Obstacles, feeling, again, that something's holding you back, something's blocking you.
It's obstacles, isn't it?
It's very, very simple.
It's feeling like there's so much to do, you know.
And you can't do it.
And you can't do it.
So maybe your dreaming mind would like you to just take one baby step at a time
and not try to tackle everything altogether.
It is a sign of overwhelm.
When you have dreams of being buried alive or wading through mud, these kind of dreams
or phones not working, it's a sign of a bit of overwhelm
and that there's so many creative strands going on in waking life
that maybe to focus on the one rather than everything.
Otherwise, it's going to get on top of you.
That's what that dream is trying to show you.
Yeah, that's, I feel like screaming and a scream won't come out.
That's, yeah, same.
Yeah, yeah.
But scary dreams are the biggest gift
because the scarier the dream,
the more likely you're to recall it when you wake up.
And all your dreaming mind wants is attention.
It just wants you to notice it.
Just acknowledge your brain and what it's thinking.
It sounds simple, but when you break down all the science of dreams,
like it's such a intricate world, the dream world.
And where can people go to find your books?
Are they all?
Because you're more on Facebook, right, than Instagram or you're like?
Yes, I am.
Yes, Facebook mainly, Trees of Chummel.
author and Instagram, but I'm also got a website, www.tresachung.com. As I said, I'm first and foremost
an author and a researcher and a speaker about dreams. I speak to companies and clients about
their dreams all the time. That's mainly what I do. And it's only since the pandemic, actually,
that people have, you know, asked me to talk more about it. And I am so blessed that there's
such interest in our souls. Because that's what I think we meet our souls in our dreams.
And the part of us that I believe is eternal.
Wow.
It really is beautiful when you think about it.
And I do, and I'm sure you do encourage everyone that's listening to pay more attention
and write down what their dreams are and try and find the deeper meaning to just get to know yourself better and your soul and who you are.
Yeah.
Get to know yourself.
Self, self, the beginning of wisdom.
You know yourself.
Everything else will fall into place.
Love yourself as well.
That's the journey of a lifetime too.
A lot of problems.
not only lack of self-knowledge, but lack of self-love.

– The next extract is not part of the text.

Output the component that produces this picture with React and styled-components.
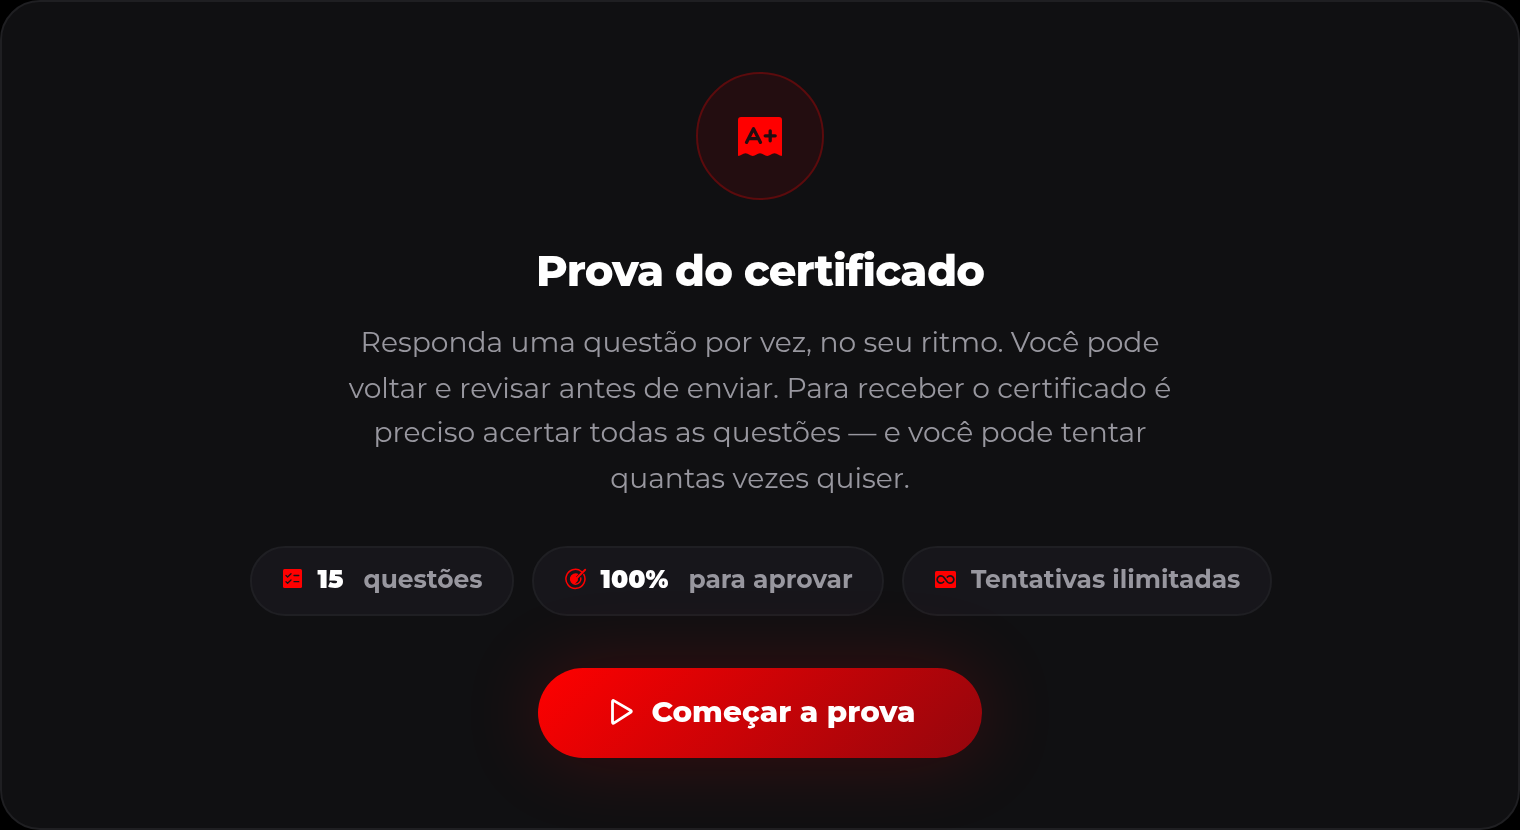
import React from 'react'
import styled, { createGlobalStyle } from 'styled-components'

const GlobalStyle = createGlobalStyle`
  *{
    box-sizing: border-box;
  }
  body{
    margin: 0;
    background: #000;
    font-family: Montserrat, Inter, sans-serif;
  }
`

const lines = [
  { text: 'Responda uma questão por vez, no seu ritmo. Você pode', height: 46 },
  { text: 'voltar e revisar antes de enviar. Para receber o certificado é', height: 44 },
  { text: 'preciso acertar todas as questões — e você pode tentar', height: 46 },
  { text: 'quantas vezes quiser.', height: 45 },
]

function ExamIcon() {
  return (
    <svg width="44" height="40" viewBox="0 0 44 40">
      <path
        fill="#f00"
        d="M3 0H41Q44 0 44 3V38Q44 39.500 42 38.500L38.500 36.700Q36.500 35.800 34.500 36.700L31 38.500Q29.200 39.400 27.400 38.500L24 36.700Q22 35.800 20 36.700L16.600 38.500Q14.800 39.400 13 38.500L9.500 36.700Q7.500 35.800 5.500 36.700L2 38.500Q0 39.500 0 38V3Q0 0 3 0Z"
      />
      <g fill="none" stroke="#230d10" strokeWidth="3.3" strokeLinecap="round" strokeLinejoin="round">
        <path d="M8.500 25.400L15.500 11.700L22.500 25.400M11.500 21.700H19.500" />
        <path d="M27.200 18.800H37.200M32.200 13.800V23.800" />
      </g>
    </svg>
  )
}

function ListIcon() {
  return (
    <svg width="19" height="19" viewBox="0 0 19 19">
      <rect width="19" height="19" rx="1.500" fill="#f00" />
      <g fill="none" stroke="#17161b" strokeWidth="1.300" strokeLinecap="round" strokeLinejoin="round">
        <path d="M3 6.500L4.600 8L8 4.800M3 12.700L4.600 14.200L8 11M11 6.500H15.800M11 12.700H15.800" />
      </g>
    </svg>
  )
}

function TargetIcon() {
  return (
    <svg width="22" height="22" viewBox="0 0 22 22">
      <g fill="none" stroke="#f00" strokeWidth="1.500" strokeLinecap="round">
        <path d="M16.400 3.500A9.500 9.500 0 1 0 18.800 6.400" />
        <path d="M15.800 10A5.300 5.300 0 0 1 10.500 16.200" />
        <path d="M10.600 11.200L20.200 1.700" strokeWidth="1.900" />
      </g>
      <path fill="#f00" d="M13.500 5.900A5.900 5.900 0 1 0 10.500 17Q9.600 15.600 11.200 14.600Q13.300 13.300 13 10.800L11 9Z" />
    </svg>
  )
}

function InfinityIcon() {
  return (
    <svg width="21" height="17" viewBox="0 0 21 17">
      <rect width="21" height="17" rx="1.500" fill="#f00" />
      <path
        fill="none"
        stroke="#17161b"
        strokeWidth="1.700"
        strokeLinecap="round"
        d="M8.600 11A3.700 3.700 0 1 1 8.600 6L12.400 11A3.700 3.700 0 1 0 12.400 6"
      />
    </svg>
  )
}

function PlayIcon() {
  return (
    <svg width="22" height="26" viewBox="0 0 22 26">
      <path
        fill="none"
        stroke="#fff"
        strokeWidth="2.800"
        strokeLinejoin="round"
        d="M1.500 2.800Q1.500 0.800 3.200 1.900L19.700 11.500Q21 12.400 19.700 13.300L3.200 23.900Q1.500 25 1.500 23Z"
      />
    </svg>
  )
}

export default function App() {
  return (
    <>
      <GlobalStyle />
      <Panel>
        <Badge>
          <ExamIcon />
        </Badge>
        <Title>Prova do certificado</Title>
        <Description>
          {lines.map((line) => (
            <Line key={line.text} $height={line.height}>{line.text}</Line>
          ))}
        </Description>
        <Pills>
          <Pill $width={264} $lift={1}>
            <ListIcon />
            <Strong $gap={15.6}>15</Strong>
            <Label $gap={20}>questões</Label>
          </Pill>
          <Pill $width={352}>
            <TargetIcon />
            <Strong $gap={13.6}>100%</Strong>
            <Label $gap={20}>para aprovar</Label>
          </Pill>
          <Pill $width={370}>
            <InfinityIcon />
            <Label $gap={15}>Tentativas ilimitadas</Label>
          </Pill>
        </Pills>
        <StartButton>
          <PlayIcon />
          <ButtonText>Começar a prova</ButtonText>
        </StartButton>
      </Panel>
    </>
  )
}

const Panel = styled.main`
  height: 830px;
  padding-top: 70px;
  display: flex;
  flex-direction: column;
  align-items: center;
  background: #101012;
  border: 2px solid #1f1f22;
  border-radius: 40px;
  will-change: transform;
`

const Badge = styled.div`
  width: 128px;
  height: 128px;
  padding-top: 2px;
  flex-shrink: 0;
  display: flex;
  align-items: center;
  justify-content: center;
  background: #230d10;
  border: 2px solid #5b0b0d;
  border-radius: 50%;
`

const Title = styled.h1`
  margin: 44px 0 0;
  height: 54px;
  line-height: 54px;
  font-size: 43.2px;
  font-weight: 800;
  letter-spacing: -0.02em;
  white-space: nowrap;
  color: #fff;
`

const Description = styled.p`
  margin: 22px 0 0;
  display: flex;
  flex-direction: column;
  align-items: center;
  color: #98979f;
  font-size: 28.16px;
  font-weight: 400;
`

const Line = styled.span`
  height: ${({ $height }) => $height}px;
  line-height: 45px;
  white-space: nowrap;
`

const Pills = styled.div`
  margin: 45px 0 0 2px;
  display: flex;
  gap: 18px;
`

const Pill = styled.div`
  width: ${({ $width }) => $width}px;
  height: 70px;
  padding: 0 0 4px 31px;
  display: flex;
  align-items: center;
  background: #17161b;
  border: 2px solid #1f1f23;
  border-radius: 35px;
  font-size: 24.96px;
  white-space: nowrap;

  svg{
    flex-shrink: 0;
    margin-bottom: ${({ $lift = 0 }) => $lift}px;
  }
`

const Label = styled.span`
  margin-left: ${({ $gap }) => $gap}px;
  font-weight: 700;
  color: #98979f;
`

const Strong = styled(Label)`
  font-weight: 900;
  color: #fff;
`

const StartButton = styled.button`
  width: 444px;
  height: 90px;
  margin-top: 52px;
  padding: 0 0 2px 73px;
  flex-shrink: 0;
  display: flex;
  align-items: center;
  gap: 18.5px;
  border: none;
  border-radius: 45px;
  background: linear-gradient(135deg, #f00 0%, #93060d 100%);
  box-shadow: 0 0 80px rgba(255, 0, 0, 0.18);
  color: #fff;
  font-family: inherit;
  font-size: 29.44px;
  font-weight: 800;
  white-space: nowrap;
  cursor: pointer;
`

const ButtonText = styled.span`
  margin-bottom: 2px;
`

And that takes a lifetime to really, really fully think, I'm enough.
I'm, and what's external is great, and I learn from it, but it doesn't define me.
And that takes a long time, but your dreams are there.
You know, we all want in our life someone who's loyal, who's loving, who tells us the truth.
That's our dreams.
Someone's got our back.
And that's us deep down at the end of the day.
that's us and that's all we can ask for. Oh, that's really beautiful. Thank you for sharing your
knowledge and wisdom and your really incredible words and everything you said. Even just listening to
talk, it's very comforting. Oh, thank you. Thank you. It really is. He's fallen. And yes. What do you
call him again? Your soul dog. Arnie, the soul dog. I love it. Thank you so much for coming on the
podcast today. And I'm sure you have really opened up people's minds.
and hearts to their dreams.
So you're just lovely, and I appreciate you.
And thank you again for coming on.
Well, thank you, Caitlin.
And keep having those wonderful dreams.
I will.
Thank you.
Have a good day.
Oh, good night.
Good night.
You have a good night.
Take care.
Bye.
Thank you for listening.
I'm Caitlin Bristow.
I hope you all have sweet, sweet dreams or nightmares and remember them.
Just write them down.
And I'll see you next Tuesday.
Thanks for listening to Off The Vine with Caitlin Bristow.